## TO BE DONE
The exercise asks you to copy every line below in which "this" appears.

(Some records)
■ ■ ■ ■
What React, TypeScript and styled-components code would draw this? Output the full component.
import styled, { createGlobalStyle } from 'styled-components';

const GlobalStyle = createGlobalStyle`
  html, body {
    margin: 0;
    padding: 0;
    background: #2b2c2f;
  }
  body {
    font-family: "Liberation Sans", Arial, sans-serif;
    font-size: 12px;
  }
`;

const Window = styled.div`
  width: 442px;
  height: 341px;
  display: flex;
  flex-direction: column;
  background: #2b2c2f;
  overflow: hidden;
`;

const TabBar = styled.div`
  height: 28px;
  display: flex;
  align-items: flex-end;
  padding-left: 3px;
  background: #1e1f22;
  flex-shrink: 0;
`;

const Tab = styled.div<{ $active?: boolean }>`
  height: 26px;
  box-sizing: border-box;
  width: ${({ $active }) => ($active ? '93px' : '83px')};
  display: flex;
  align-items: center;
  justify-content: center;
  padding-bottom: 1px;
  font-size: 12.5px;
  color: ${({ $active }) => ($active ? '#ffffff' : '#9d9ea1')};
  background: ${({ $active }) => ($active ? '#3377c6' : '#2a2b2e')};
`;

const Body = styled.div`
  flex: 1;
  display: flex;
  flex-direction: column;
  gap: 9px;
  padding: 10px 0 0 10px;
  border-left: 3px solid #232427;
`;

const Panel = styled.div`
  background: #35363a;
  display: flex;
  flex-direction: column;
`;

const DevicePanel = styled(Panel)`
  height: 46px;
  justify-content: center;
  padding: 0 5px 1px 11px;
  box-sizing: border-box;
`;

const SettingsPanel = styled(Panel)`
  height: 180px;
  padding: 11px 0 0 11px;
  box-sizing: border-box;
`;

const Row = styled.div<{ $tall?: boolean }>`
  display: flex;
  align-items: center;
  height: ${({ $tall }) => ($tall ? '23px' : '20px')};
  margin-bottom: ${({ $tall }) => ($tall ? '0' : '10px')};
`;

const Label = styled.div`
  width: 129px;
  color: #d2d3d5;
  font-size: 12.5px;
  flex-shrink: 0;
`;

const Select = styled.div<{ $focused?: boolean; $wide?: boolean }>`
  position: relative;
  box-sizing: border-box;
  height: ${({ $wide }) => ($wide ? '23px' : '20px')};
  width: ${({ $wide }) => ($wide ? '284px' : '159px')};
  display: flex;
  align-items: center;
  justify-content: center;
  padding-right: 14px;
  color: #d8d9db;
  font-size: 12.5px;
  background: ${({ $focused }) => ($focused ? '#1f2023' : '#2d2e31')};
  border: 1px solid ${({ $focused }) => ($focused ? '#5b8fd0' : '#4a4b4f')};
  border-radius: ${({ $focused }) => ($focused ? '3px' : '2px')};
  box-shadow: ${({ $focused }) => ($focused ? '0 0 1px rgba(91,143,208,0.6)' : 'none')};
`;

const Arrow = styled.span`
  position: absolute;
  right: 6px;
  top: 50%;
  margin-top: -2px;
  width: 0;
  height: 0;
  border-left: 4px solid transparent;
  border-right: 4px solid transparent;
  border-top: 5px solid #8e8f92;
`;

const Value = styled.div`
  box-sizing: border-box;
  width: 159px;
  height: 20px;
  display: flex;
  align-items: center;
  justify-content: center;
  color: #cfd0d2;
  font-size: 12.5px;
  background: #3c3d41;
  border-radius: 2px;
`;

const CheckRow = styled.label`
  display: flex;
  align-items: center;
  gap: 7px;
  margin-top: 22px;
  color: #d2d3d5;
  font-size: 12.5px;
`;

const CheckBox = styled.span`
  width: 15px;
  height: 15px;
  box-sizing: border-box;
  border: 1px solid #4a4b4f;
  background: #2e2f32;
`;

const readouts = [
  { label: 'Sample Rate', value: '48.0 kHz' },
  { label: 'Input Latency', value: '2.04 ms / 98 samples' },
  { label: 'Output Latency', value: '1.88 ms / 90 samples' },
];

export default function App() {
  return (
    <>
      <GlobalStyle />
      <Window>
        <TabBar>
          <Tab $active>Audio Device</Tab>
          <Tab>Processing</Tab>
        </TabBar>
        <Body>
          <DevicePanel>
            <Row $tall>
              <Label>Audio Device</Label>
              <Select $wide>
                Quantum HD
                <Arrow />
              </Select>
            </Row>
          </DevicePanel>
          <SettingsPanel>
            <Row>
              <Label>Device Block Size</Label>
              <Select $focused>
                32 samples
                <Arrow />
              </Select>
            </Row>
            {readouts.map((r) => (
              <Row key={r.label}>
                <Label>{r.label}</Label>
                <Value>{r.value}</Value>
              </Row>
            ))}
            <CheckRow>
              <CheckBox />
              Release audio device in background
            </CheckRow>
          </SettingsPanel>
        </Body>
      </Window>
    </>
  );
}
■ ■ ■ ■
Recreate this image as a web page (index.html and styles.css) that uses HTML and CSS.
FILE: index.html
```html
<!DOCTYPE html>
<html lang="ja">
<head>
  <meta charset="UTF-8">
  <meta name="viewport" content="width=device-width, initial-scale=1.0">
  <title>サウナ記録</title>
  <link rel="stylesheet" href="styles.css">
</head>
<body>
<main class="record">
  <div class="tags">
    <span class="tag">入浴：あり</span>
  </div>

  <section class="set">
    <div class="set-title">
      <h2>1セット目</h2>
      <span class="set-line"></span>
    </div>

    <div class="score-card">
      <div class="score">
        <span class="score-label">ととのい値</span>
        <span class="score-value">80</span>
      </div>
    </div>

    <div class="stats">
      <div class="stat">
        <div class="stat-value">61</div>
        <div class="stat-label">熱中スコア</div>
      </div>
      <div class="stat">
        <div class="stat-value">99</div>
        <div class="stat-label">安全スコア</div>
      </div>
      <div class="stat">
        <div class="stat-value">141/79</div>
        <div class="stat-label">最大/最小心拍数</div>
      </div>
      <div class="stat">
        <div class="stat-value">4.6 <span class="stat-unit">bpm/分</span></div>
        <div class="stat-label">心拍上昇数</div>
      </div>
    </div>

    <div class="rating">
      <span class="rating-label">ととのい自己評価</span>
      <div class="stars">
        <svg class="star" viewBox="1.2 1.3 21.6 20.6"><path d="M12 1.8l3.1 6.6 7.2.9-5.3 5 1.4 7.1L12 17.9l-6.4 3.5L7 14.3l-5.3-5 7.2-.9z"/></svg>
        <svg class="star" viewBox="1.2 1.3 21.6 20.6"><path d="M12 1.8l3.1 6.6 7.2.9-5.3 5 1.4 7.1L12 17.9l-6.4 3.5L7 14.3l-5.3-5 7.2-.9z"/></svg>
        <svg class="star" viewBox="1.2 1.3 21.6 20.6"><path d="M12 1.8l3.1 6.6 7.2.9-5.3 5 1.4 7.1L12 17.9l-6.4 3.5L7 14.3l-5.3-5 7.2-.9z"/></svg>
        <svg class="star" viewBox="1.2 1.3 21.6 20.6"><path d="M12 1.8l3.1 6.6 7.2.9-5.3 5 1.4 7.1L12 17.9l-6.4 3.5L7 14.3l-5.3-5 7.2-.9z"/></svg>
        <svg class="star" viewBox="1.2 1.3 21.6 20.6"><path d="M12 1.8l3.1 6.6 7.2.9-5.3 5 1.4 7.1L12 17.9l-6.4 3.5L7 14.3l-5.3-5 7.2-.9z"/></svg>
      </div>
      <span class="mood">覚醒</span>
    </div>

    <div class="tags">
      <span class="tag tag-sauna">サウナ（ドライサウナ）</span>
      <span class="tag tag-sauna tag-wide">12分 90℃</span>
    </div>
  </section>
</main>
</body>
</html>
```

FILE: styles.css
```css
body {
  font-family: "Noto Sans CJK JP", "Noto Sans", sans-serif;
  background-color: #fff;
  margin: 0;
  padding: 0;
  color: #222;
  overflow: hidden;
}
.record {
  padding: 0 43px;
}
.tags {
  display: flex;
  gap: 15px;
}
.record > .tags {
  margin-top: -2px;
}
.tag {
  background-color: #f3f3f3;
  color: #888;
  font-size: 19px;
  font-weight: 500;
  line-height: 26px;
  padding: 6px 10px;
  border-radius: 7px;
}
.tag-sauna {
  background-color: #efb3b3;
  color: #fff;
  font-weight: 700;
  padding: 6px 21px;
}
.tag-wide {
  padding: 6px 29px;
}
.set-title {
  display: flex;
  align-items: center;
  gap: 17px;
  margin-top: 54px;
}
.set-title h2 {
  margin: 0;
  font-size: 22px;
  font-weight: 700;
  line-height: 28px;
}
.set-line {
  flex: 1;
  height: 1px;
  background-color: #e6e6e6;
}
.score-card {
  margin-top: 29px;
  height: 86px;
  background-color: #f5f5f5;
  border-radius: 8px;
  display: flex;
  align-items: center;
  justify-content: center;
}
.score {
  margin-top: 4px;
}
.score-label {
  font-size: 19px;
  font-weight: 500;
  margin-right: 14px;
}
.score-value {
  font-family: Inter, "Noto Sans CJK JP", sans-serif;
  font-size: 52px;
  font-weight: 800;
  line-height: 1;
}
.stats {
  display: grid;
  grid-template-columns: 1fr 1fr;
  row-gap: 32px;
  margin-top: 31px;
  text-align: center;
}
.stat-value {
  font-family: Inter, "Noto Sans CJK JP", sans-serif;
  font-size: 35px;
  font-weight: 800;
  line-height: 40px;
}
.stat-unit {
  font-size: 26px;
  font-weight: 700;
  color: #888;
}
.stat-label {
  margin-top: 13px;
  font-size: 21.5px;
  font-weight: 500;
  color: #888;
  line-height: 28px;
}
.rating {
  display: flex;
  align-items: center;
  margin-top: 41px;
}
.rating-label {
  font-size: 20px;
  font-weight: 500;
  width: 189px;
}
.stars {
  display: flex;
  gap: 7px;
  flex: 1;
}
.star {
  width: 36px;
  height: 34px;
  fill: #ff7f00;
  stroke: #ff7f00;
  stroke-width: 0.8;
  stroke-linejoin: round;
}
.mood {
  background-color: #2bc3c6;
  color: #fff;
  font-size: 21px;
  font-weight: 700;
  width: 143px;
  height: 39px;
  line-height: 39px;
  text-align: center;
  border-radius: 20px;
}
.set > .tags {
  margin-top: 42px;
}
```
■ ■ ■ ■
## WRITTEN RESPONSE
What React, TypeScript and styled-components code would draw this? Output the full component.
Recreate this image as a web page (index.html and styles.css) that uses HTML and CSS.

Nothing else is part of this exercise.